Limitations & Future Work¶
- Theoretical analysis is limited to the perfect interpolation setting of linear models; generalization to non-linear deep networks remains to be verified.
- No specific schemes for mitigating SAM privacy risks were proposed (e.g., combined strategies of Differential Privacy + SAM).
- Computing memorization and influence scores relies on extensive LOO training, which is computationally expensive and limits validation on larger-scale models.
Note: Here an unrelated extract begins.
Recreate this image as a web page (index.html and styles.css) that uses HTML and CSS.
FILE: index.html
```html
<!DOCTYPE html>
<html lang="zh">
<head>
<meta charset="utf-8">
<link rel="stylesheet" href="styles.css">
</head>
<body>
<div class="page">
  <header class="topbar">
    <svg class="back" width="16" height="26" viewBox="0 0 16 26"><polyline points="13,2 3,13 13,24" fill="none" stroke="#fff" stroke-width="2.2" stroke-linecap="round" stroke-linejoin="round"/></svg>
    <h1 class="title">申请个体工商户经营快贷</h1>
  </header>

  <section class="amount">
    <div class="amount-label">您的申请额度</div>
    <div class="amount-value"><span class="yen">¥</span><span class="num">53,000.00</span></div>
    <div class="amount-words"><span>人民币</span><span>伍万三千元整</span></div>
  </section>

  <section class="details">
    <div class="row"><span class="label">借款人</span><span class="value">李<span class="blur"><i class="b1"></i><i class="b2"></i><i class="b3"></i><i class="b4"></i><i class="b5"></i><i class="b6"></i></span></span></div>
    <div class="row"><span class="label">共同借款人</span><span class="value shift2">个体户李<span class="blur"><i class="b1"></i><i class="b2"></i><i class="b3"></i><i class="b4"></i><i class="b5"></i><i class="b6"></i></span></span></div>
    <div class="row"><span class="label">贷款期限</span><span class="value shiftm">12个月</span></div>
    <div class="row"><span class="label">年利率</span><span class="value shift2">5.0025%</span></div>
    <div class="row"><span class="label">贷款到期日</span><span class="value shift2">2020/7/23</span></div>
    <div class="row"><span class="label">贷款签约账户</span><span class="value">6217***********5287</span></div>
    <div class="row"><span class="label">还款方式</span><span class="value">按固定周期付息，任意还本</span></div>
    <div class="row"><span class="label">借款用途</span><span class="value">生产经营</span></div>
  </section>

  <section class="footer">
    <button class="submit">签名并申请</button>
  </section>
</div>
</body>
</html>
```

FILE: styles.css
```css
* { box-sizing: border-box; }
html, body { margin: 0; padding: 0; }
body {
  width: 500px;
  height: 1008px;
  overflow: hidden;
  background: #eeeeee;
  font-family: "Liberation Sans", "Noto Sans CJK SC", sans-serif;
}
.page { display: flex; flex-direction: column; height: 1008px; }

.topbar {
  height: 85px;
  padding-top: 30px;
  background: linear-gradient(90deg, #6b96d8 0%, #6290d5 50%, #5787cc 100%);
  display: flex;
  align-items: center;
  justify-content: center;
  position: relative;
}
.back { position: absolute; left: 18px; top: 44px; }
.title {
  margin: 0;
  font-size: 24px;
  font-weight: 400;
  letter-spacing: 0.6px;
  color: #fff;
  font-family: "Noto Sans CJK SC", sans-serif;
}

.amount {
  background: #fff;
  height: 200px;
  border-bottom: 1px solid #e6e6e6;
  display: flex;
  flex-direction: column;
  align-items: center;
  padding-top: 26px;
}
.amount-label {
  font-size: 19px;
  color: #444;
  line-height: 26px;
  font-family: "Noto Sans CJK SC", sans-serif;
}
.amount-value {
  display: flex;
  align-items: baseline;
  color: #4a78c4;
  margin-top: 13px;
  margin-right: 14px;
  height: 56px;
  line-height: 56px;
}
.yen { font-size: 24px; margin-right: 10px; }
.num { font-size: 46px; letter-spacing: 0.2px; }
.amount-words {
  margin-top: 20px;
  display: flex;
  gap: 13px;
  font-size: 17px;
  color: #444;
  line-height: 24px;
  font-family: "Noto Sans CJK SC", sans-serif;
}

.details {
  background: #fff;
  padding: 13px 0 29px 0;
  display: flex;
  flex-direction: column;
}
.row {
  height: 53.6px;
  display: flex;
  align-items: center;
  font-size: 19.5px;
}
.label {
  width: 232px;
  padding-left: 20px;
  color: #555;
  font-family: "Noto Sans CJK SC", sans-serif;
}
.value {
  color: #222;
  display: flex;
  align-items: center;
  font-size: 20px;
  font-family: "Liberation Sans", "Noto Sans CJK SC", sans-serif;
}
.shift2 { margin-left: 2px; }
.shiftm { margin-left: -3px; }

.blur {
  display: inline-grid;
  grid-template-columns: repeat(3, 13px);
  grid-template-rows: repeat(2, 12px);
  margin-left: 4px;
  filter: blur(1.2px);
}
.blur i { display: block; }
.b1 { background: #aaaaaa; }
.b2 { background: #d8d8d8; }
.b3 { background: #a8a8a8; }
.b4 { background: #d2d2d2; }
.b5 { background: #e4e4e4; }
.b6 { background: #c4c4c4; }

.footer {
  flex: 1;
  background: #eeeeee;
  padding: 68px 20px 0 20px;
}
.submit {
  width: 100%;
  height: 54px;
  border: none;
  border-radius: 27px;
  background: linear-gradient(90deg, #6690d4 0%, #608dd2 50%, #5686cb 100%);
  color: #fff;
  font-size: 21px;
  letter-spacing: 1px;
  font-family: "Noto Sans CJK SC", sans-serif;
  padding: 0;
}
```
- Whether SAM variants (e.g., adaptive SAM, mSAM) can mitigate this issue was not explored.
Related Work & Insights¶
- vs Yeom et al. (2018): They proved MIA advantage \(\leq\) generalization error; this paper empirically breaks this intuitive upper bound.
- vs Feldman (2020): This work builds on Feldman’s memorization framework but is the first to compare differences in memorization patterns between optimizers.
- vs Tan et al. (2022): They analyzed the impact of parameter scale and ridge regression on privacy; this work introduces a curvature-aligned geometric model to characterize SAM.
Rating¶
- Novelty: ⭐⭐⭐⭐⭐ First to reveal the privacy risk paradox of SAM; the findings are significant and counter-intuitive.
- Experimental Thoroughness: ⭐⭐⭐⭐⭐ Five datasets, various attacks, multi-architecture ablations, plus theoretical verification.
- Writing Quality: ⭐⭐⭐⭐ Clear progression from experiment to analysis to theory, though some parts have heavy notation.
- Value: ⭐⭐⭐⭐ Directly provides a warning for real-world systems deploying SAM, though the lack of mitigation schemes is a minor drawback.